A Garcetti spokesman disputed the notion that the DWP fight weakened the mayor’s relationship with the council. Appearing together before reporters, the mayor and council members exchanged compliments as they praised the gains made in the proposed four-year contract, which still would have to be approved by union members.
“I truly believe we had a good deal a month ago ... but I think we have a better deal today because of the hard line the mayor took,” Council President Herb Wesson said.
Garcetti said: “This department will now be managed by its owners: the people of Los Angeles.”
The DWP union and its affiliates spent $2 million trying to defeat Garcetti in the mayoral election. By the time Garcetti took office July 1, union negotiators had agreed to postpone a raise scheduled for October and forgo pay increases for a total of three years, the first such concession by the union — International Brotherhood of Electrical Workers Local 18 — in some two decades, officials said. The union also agreed to a new, less costly pension system for new hires.
After Garcetti took office, negotiators secured new language requiring doctors’ notes when employees take three or more sick days. Garcetti pushed for a potentially smaller raise in 2016 and reduced entry-level pay for some categories of new DWP employees. Still, those changes represented only a fraction of the total savings expected from the overall deal.

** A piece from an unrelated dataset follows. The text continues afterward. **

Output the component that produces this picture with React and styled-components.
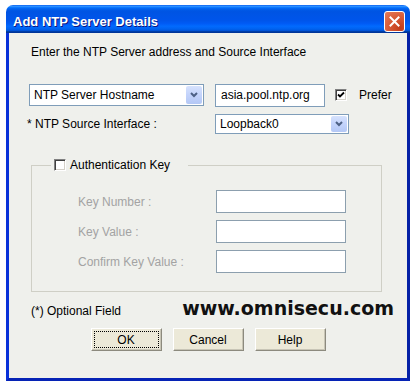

Avoiding raises until 2016 should save $385 million over four years, said City Administrative Officer Miguel Santana, who negotiated the deal.
A portion of the salary savings over the next few years will be used by the DWP to cover some health costs — for current employees and for retirees. Workers’ paychecks will not decrease as a result of rising healthcare costs, budget officials said.
The lack of new health care concessions infuriates Porter Ranch resident David Lasher, who said he pays $800 a month for his family’s healthcare coverage in the private sector. For DWP workers to make no contributions, he said, is “unethical and immoral.”
“I know Mr. Garcetti is trying to do something, but this is ludicrous,” he said.
Garcetti told neighborhood council activists at the start of the week that the city’s progress on healthcare was “not enough.” No additional concessions on that subject were achieved in the pact he now has endorsed.
But Garcetti, although saying the deal didn’t go far enough on healthcare, said he had improved the city’s ability to reexamine or change costly and inefficient work rules, some of which were imposed without the council’s knowledge. And he said the deal would pave the way for his administration to achieve more cost-cutting measures in coming years.
“This isn’t the last move we can have on any of these issues. There is an ability for us to adjust healthcare costs,” he said.
Gary Toebben, president of the Los Angeles Area Chamber of Commerce, said Garcetti improved the deal by capping the scheduled 2016 raise at 2% and increasing the number of employees who will have a lower entry-level salary. He also credited the city’s chief negotiator, Santana, and newly elected council members for drawing a harder line with DWP workers.
“For the first time in recent years, labor did not control both sides of the bargaining table,” he said.
The DWP union’s top leader said his members wanted a deal that would “create real savings for taxpayers while protecting the interest of working people.” “This is an important step toward enacting real solutions that save billions of dollars for the city and the ratepayers while ensuring the long-term health of the DWP,” said Brian D’Arcy, business manager of IBEW Local 18.
Much of the DWP pay pact had been negotiated by D’Arcy, former Mayor Antonio Villaraigosa and members of the city’s closed-door negotiating committee — a panel that includes Wesson and Councilman Paul Krekorian. Within weeks of being sworn in, Garcetti announced that he would not sign off on the agreement without additional changes.
Seeking to leverage the political capital he won during the campaign, Garcetti turned to the public with an online petition supporting a tougher contract. One councilman said Garcetti had strengthened the city’s hand in DWP negotiations even before he took office by focusing so much of his campaign on spending and compensation at the utility.
“The deal got better and better and better as the mayor’s election got closer and closer and closer,” Councilman Bob Blumenfield said.